Luttig, who served as an assistant attorney general before being appointed to the U.S. Court of Appeals for the Fourth Circuit by former President George H.W. Bush in 1991, said he thought Trump and his advisors had been “wound around the axle” by Eastman’s inaccurate claims of historical precedent. Those claims hung on actions taken by former presidents Thomas Jefferson and Richard Nixon while each was serving as vice president. Neither one, Luttig said, supported Eastman’s theories in any way.
“I would have laid my body across the road before I would have let the vice president overturn the 2020 election based on that historical precedent,” Luttig said.
Jacob said Eastman acknowledged all of that, eventually, in their conversations – admitting his theories would likely lose 9-0 at the Supreme Court and that both Jefferson and Nixon “did not at all support his position.”
“I concluded by saying, John, in light of everything we’ve discussed, can’t we both agree this is a terrible idea,” Jacob said. “He couldn’t quite bring himself to say that, but he said, yeah, I can see you can’t be persuaded to do this.”
Jacob said he left that meeting feeling like they’d beaten the plan – only to learn otherwise. Pence was called to Trump’s office for a private meeting. There, Jacob said, Pence reiterated his position that he didn’t have the power Trump wanted. But Trump didn’t accept it. A short time later, Trump released a statement saying he and Pence were “in total agreement” about his powers on Jan. 6. Trump Campaign senior adviser Jason Miller said in a video deposition, played during Thursday’s hearing, that Trump dictated that statement.
“Ultimately, it came out the way he wanted,” Miller said.
The “pressure campaign” to get Pence onboard escalated from there, according to Rep. Pete Aguilar (D-CA). That included Trump adding in references to Pence doing “the right thing” having the courage to “do what he needs to do” into his speech at the Ellipse on Jan. 6. It also included a “pretty heated” phone call on the morning of Jan. 6, overhead by multiple Trump and Pence staff – including Trump’s daughter, Ivanka – in which Trump called Pence a “wimp” and told him he didn’t have the courage to do what needed to be done.
“It was a different tone than I’d heard him take in a conversation with the vice president before,” Ivanka said in a video deposition.
Once the joint session of Congress had begun and things were already getting out of control at the Capitol, Trump’s staff believed he needed to tweet something to calm the situation down, according to a video deposition of former deputy White House press secretary Sarah Matthews. Instead, she said, communications looked down at a notification on their phones to see Trump had sent an inflammatory about Pence.
“The situation was already bad, and so it felt like he was pouring gasoline on the fire by tweeting that,” Matthews said.
Almost immediately after the tweet was sent, according to videos shown by the committee, Trump supporters at the Capitol began parroting its language – some even reading it verbatim through bullhorns – and becoming much more hostile to Pence.
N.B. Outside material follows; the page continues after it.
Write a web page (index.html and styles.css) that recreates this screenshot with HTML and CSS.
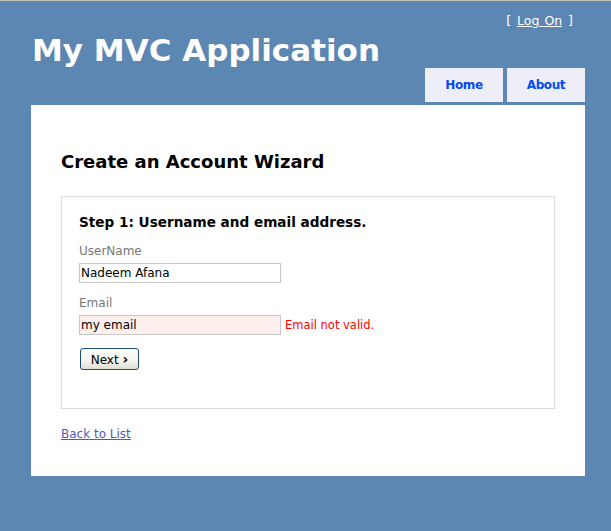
FILE: index.html
```html
<!DOCTYPE html>
<html>
<head>
<meta charset="utf-8">
<title>Create an Account Wizard</title>
<link rel="stylesheet" href="styles.css">
</head>
<body>
<div class="page">
  <header class="header">
    <div class="logon">[ <a class="logon-link" href="#">Log On</a> ]</div>
    <h1 class="title">My MVC Application</h1>
    <nav class="menu">
      <a class="tab" href="#">Home</a>
      <a class="tab" href="#">About</a>
    </nav>
  </header>
  <main class="main">
    <h2 class="heading">Create an Account Wizard</h2>
    <fieldset class="wizard">
      <h3 class="step">Step 1: Username and email address.</h3>
      <div class="label label-first">UserName</div>
      <div class="field">
        <input class="input" type="text" value="Nadeem Afana">
      </div>
      <div class="label">Email</div>
      <div class="field">
        <input class="input input-error" type="text" value="my email">
        <span class="error">Email not valid.</span>
      </div>
      <div class="actions">
        <button class="btn" type="button">Next <span class="chev">›</span></button>
      </div>
    </fieldset>
    <a class="back" href="#">Back to List</a>
  </main>
</div>
</body>
</html>
```

FILE: styles.css
```css
html, body {
  margin: 0;
  padding: 0;
}
body {
  background: #5c87b2;
  border-top: 1px solid #c4c2bc;
  font-family: "DejaVu Sans", Verdana, sans-serif;
  font-size: 12px;
  min-height: 530px;
}
.page {
  margin-left: 31px;
  width: 554px;
}
.header {
  display: flex;
  flex-direction: column;
  padding-top: 13px;
}
.logon {
  align-self: flex-end;
  margin-right: 12px;
  color: #fff;
  font-size: 12.5px;
  line-height: 14px;
  word-spacing: 2px;
}
.logon-link {
  color: #fff;
  text-decoration: underline;
  word-spacing: 1px;
}
.title {
  margin: 6px 0 0 1px;
  color: #fff;
  font-size: 31px;
  line-height: 32px;
  font-weight: bold;
}
.menu {
  display: flex;
  justify-content: flex-end;
  gap: 4px;
  margin-top: 2px;
  margin-bottom: 3px;
}
.tab {
  width: 78px;
  height: 34px;
  display: flex;
  align-items: center;
  justify-content: center;
  background: #eeeef8;
  color: #034af3;
  font-weight: bold;
  font-size: 12px;
  letter-spacing: -0.4px;
  text-decoration: none;
}
.main {
  background: #fff;
  padding: 30px 30px 35px 30px;
}
.heading {
  margin: 16px 0 24px 0;
  font-size: 18px;
  line-height: 21px;
  font-weight: bold;
  color: #000;
}
.wizard {
  margin: 0;
  padding: 17px 17px 38px 17px;
  border: 1px solid #dddddd;
  min-width: 0;
}
.step {
  margin: 0;
  font-size: 13.6px;
  line-height: 16px;
  font-weight: bold;
  color: #000;
}
.label {
  margin-top: 13px;
  line-height: 14px;
  color: #777;
}
.label-first {
  margin-top: 14px;
}
.field {
  display: flex;
  align-items: center;
  gap: 4px;
  margin-top: 5px;
}
.input {
  box-sizing: border-box;
  width: 202px;
  height: 20px;
  margin: 0;
  padding: 0 1px;
  border: 1px solid #c8c8c8;
  font-family: "DejaVu Sans", Verdana, sans-serif;
  font-size: 12px;
  color: #000;
  background: #fff;
  outline: none;
}
.input-error {
  background: #ffeeee;
}
.error {
  color: #ff0000;
  font-size: 11.5px;
  line-height: 14px;
}
.actions {
  display: flex;
  margin-top: 13px;
  padding-left: 1px;
}
.btn {
  box-sizing: border-box;
  width: 59px;
  height: 22px;
  margin: 0;
  padding: 0;
  border: 1px solid #1c4a7a;
  border-radius: 3px;
  background: linear-gradient(#fdfdfb, #f3f2ec 60%, #e2dfd3);
  font-family: "DejaVu Sans", Verdana, sans-serif;
  font-size: 12px;
  color: #000;
  line-height: 18px;
}
.chev {
  font-weight: bold;
  font-size: 14px;
}
.back {
  display: block;
  width: max-content;
  margin-top: 18px;
  line-height: 14px;
  color: #505abc;
  text-decoration: underline;
}
```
Eventually, members of the mob would walk through the halls of the Capitol chanting, “Hang Mike Pence!” while others built a gallows outside.
Eastman, along with fellow Trump lawyer Rudy Giuliani, also spoke on Jan. 6. He promoted a number of debunked claims about the election – dead people voting, machines changing votes – and demanded Pence “let the legislatures of the states look into this.”
The next day, according to former White House counsel Erich Herschmann, Eastman called to discuss a legal challenge in Georgia. Herschmann said in a video deposition he told Eastman to “get a great f’ing criminal defense lawyer” and hung up on him.
In an email to Rudy Giuliani on Jan. 11, 2021, Eastman suggested Trump should include him in his list of pardons on his way out of office.
“Third, I’ve decided that I should be on the pardon list, if that is still in the works,” Eastman wrote in the email. “Will taint me, but given the outright lies and false witness being spewed, having that protection is probably the prudent course.”
Eastman ended the email by noting he was drafting an invoice for his services.
The January 6th Committee was scheduled to meet next on Tuesday at 1 p.m. The focus of that hearing was expected to be Trump’s alleged efforts to encourage multiple states to send slates of “alternate electors” to D.C. on Jan. 6.